> _Request_
Check each line for the word "index" and report how many have it. Give nothing else.

::::

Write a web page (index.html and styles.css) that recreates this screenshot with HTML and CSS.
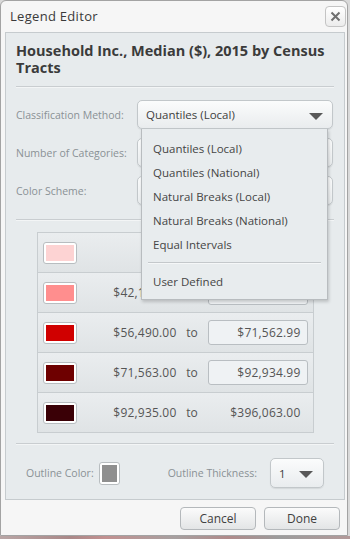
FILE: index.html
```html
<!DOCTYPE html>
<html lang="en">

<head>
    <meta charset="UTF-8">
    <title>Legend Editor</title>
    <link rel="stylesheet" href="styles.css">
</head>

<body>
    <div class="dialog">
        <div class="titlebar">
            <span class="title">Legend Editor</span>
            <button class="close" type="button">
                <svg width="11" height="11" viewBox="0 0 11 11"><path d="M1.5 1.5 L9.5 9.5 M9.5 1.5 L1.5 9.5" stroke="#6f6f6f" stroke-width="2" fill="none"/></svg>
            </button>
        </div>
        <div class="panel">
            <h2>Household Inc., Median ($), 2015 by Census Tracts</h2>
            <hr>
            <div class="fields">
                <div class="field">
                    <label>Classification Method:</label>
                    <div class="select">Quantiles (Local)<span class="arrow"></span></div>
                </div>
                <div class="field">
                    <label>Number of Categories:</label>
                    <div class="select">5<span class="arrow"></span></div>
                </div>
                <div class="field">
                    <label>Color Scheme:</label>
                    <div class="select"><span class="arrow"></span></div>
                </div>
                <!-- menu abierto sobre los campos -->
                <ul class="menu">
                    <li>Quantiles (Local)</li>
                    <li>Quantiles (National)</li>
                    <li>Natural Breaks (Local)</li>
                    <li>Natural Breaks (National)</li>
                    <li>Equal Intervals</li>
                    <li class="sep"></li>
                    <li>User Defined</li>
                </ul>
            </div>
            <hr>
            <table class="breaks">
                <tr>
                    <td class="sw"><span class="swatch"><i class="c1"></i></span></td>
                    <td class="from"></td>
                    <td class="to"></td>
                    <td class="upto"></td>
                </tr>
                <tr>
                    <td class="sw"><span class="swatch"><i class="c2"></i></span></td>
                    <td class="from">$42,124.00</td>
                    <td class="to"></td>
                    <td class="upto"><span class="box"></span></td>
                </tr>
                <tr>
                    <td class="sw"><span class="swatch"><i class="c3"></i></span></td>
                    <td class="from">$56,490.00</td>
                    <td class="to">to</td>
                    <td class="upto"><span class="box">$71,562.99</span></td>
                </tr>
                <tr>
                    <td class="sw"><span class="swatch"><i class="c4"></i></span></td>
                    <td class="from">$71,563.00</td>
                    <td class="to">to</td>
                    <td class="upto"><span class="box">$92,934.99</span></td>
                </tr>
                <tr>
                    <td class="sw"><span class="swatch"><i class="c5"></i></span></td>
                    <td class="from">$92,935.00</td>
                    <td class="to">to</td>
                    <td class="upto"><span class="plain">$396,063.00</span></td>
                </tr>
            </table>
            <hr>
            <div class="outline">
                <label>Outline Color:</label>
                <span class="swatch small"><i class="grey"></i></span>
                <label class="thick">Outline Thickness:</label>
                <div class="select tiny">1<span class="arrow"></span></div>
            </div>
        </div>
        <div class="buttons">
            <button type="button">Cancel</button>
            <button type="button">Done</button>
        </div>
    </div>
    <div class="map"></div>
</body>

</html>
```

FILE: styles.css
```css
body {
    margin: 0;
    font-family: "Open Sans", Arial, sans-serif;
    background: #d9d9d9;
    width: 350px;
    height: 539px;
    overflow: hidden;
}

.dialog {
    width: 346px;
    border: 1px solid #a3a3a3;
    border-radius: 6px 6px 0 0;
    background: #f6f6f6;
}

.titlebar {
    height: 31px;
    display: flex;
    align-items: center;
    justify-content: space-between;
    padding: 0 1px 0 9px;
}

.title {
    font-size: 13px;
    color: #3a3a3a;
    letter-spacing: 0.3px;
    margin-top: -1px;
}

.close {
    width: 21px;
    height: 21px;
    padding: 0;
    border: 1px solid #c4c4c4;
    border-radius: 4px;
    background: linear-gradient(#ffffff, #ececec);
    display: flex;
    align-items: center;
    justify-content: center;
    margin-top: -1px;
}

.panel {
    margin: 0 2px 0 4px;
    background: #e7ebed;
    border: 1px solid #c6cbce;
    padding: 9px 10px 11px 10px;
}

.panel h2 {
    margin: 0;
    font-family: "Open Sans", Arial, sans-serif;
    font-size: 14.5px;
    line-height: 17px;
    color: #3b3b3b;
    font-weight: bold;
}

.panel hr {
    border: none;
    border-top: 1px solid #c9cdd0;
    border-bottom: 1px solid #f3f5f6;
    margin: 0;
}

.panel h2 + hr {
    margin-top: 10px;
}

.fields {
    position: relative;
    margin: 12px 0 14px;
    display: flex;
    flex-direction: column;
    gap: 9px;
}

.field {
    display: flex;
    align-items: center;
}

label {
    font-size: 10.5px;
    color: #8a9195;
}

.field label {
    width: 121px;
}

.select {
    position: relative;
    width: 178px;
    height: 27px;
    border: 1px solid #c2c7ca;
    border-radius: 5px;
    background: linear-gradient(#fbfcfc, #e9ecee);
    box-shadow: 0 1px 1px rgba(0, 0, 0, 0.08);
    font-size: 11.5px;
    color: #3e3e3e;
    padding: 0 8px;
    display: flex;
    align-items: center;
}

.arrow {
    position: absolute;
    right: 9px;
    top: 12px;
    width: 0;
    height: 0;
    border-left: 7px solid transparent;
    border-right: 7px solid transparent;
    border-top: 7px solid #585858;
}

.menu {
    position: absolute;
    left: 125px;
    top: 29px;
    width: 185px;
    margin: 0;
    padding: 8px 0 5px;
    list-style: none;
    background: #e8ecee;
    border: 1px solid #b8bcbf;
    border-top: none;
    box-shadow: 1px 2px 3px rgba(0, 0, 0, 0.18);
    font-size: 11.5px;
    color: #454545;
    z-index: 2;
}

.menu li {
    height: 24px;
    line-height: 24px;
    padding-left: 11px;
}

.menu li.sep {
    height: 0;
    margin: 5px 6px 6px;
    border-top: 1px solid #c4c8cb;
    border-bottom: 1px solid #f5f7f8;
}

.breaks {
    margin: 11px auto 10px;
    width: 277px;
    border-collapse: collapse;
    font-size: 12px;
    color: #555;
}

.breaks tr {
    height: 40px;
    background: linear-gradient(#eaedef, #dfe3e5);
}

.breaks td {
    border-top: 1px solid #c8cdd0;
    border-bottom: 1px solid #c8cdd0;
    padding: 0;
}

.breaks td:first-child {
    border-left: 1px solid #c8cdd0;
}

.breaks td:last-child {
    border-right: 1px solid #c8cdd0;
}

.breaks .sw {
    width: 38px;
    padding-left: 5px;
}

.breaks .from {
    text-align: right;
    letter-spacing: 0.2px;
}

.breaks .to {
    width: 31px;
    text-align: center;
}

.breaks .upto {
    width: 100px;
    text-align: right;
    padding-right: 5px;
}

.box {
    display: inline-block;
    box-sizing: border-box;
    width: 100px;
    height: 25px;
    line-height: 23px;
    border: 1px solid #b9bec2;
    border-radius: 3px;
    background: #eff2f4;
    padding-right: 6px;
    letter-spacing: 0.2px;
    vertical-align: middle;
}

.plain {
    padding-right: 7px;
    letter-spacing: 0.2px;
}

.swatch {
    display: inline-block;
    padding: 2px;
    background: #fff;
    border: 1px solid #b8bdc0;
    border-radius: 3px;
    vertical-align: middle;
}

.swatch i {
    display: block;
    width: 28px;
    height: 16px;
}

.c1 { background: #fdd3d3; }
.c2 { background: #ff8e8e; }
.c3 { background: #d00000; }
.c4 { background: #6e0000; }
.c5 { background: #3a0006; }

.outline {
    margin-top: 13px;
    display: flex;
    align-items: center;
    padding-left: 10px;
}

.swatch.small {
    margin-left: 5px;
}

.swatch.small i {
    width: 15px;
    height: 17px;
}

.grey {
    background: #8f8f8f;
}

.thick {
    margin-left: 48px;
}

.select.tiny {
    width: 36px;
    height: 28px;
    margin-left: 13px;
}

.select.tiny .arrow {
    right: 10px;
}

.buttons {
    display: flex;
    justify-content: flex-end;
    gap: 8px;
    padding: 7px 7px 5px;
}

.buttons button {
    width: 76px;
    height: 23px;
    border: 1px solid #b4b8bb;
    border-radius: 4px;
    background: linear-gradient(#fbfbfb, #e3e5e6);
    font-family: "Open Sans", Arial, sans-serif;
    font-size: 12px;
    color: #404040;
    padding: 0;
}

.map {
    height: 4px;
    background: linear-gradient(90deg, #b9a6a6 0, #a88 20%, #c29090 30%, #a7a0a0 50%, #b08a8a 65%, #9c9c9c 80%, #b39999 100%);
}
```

::::

> _Final result_
3